When Lee made the statement, I giggled, and he asked, “Do you disagree with me?” I said, “No. I’ve believed that for some time, and I’m glad to see there are two of us.” And then we both laughed. Dan Beeker is the one who made me understand. I had always had heartburn with app notes, but I never thought about why until I attended one of his classes. Somebody asked Dan, “What’s wrong with them?” because he made a similar comment in the class that app notes aren’t always good advice. He said, “App engineers all understand circuit theory. They all have a circuit background and can talk about schematics all day long, and they’re right 99% of the time. What they don’t understand is PCB layout.” Would you like to comment on that, Dan?
Dan Beeker: Yes. These guys have the greatest intentions. But even if they’ve been involved with board layout, it’s for a test board or evaluation board. If they are going to sell it, the highest level of certification is at the commercial level. Typically, they are not involved at that point. A team does the CAD work, and that’s the way the board comes out.
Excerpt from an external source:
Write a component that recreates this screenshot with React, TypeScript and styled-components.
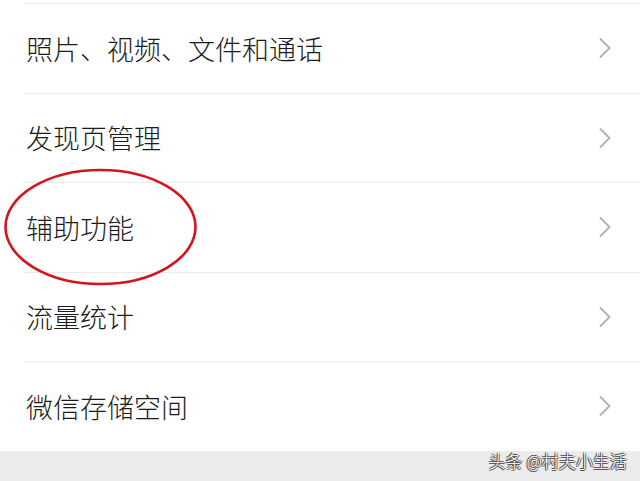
import React from 'react'
import styled, { createGlobalStyle } from 'styled-components'

const GlobalStyle = createGlobalStyle`
  html, body {
    margin: 0;
    padding: 0;
    background: #ffffff;
  }
  body {
    font-family: "Noto Sans CJK SC", "Noto Sans", sans-serif;
  }
`

const Page = styled.div`
  width: 640px;
  height: 481px;
  display: flex;
  flex-direction: column;
  background: #ffffff;
  overflow: hidden;
  position: relative;
`

const List = styled.div`
  display: flex;
  flex-direction: column;
  padding-top: 3px;
  flex: 1;
`

const Row = styled.div`
  position: relative;
  display: flex;
  align-items: center;
  justify-content: space-between;
  height: 88.5px;
  margin-left: 24px;
  padding-right: 28px;
  border-top: 1px solid #ebebeb;
`

const Label = styled.span`
  font-size: 27px;
  font-weight: 300;
  color: #1b1b1b;
  margin-left: 2px;
  line-height: 1;
`

const Chevron = styled.svg`
  width: 14px;
  height: 22px;
  display: block;
`

const Footer = styled.div`
  height: 31px;
  background: #ebebeb;
  display: flex;
  justify-content: flex-end;
  align-items: flex-start;
  padding-right: 13px;
`

const Watermark = styled.span`
  font-size: 17px;
  font-weight: 300;
  color: #ffffff;
  line-height: 1;
  margin-top: 1px;
  text-shadow: -1px -1px 0 #444, 1px 0 0 #555, 0 1px 0 #555, -1px 1px 0 #666;
`

const Circle = styled.svg`
  position: absolute;
  left: 0;
  top: 165px;
  width: 204px;
  height: 124px;
  pointer-events: none;
`

const items = ['照片、视频、文件和通话', '发现页管理', '辅助功能', '流量统计', '微信存储空间']

const Arrow = () => (
  <Chevron viewBox="0 0 14 22">
    <path d="M2 1.5 L11.5 11 L2 20.5" fill="none" stroke="#b3b3b3" strokeWidth="2" />
  </Chevron>
)

const App: React.FC = () => (
  <Page>
    <GlobalStyle />
    <List>
      {items.map((label) => (
        <Row key={label}>
          <Label>{label}</Label>
          <Arrow />
        </Row>
      ))}
    </List>
    <Footer>
      <Watermark>头条 @村夫小生活</Watermark>
    </Footer>
    <Circle viewBox="0 0 204 124">
      <ellipse cx="100.5" cy="62" rx="95" ry="57" fill="none" stroke="#d0171d" strokeWidth="2.6" />
    </Circle>
  </Page>
)

export default App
If anything, they start with an app note that somebody else had written in the past that’s sort of close to what they need. And this is not their primary job; this is the second, third, or tenth job on their list, but they get hammered if they don’t write app notes, so they take one that exists. They do their best to copy and edit it so that it matches the product or application that they’re working on, and then that goes out the door. There’s not a lot of detailed peer review because if you’ve been in those types of design reviews, everybody sits in a room, you don’t look at it until you get there, and then you all agree that it’s a good thing and go out the door. The app note goes out.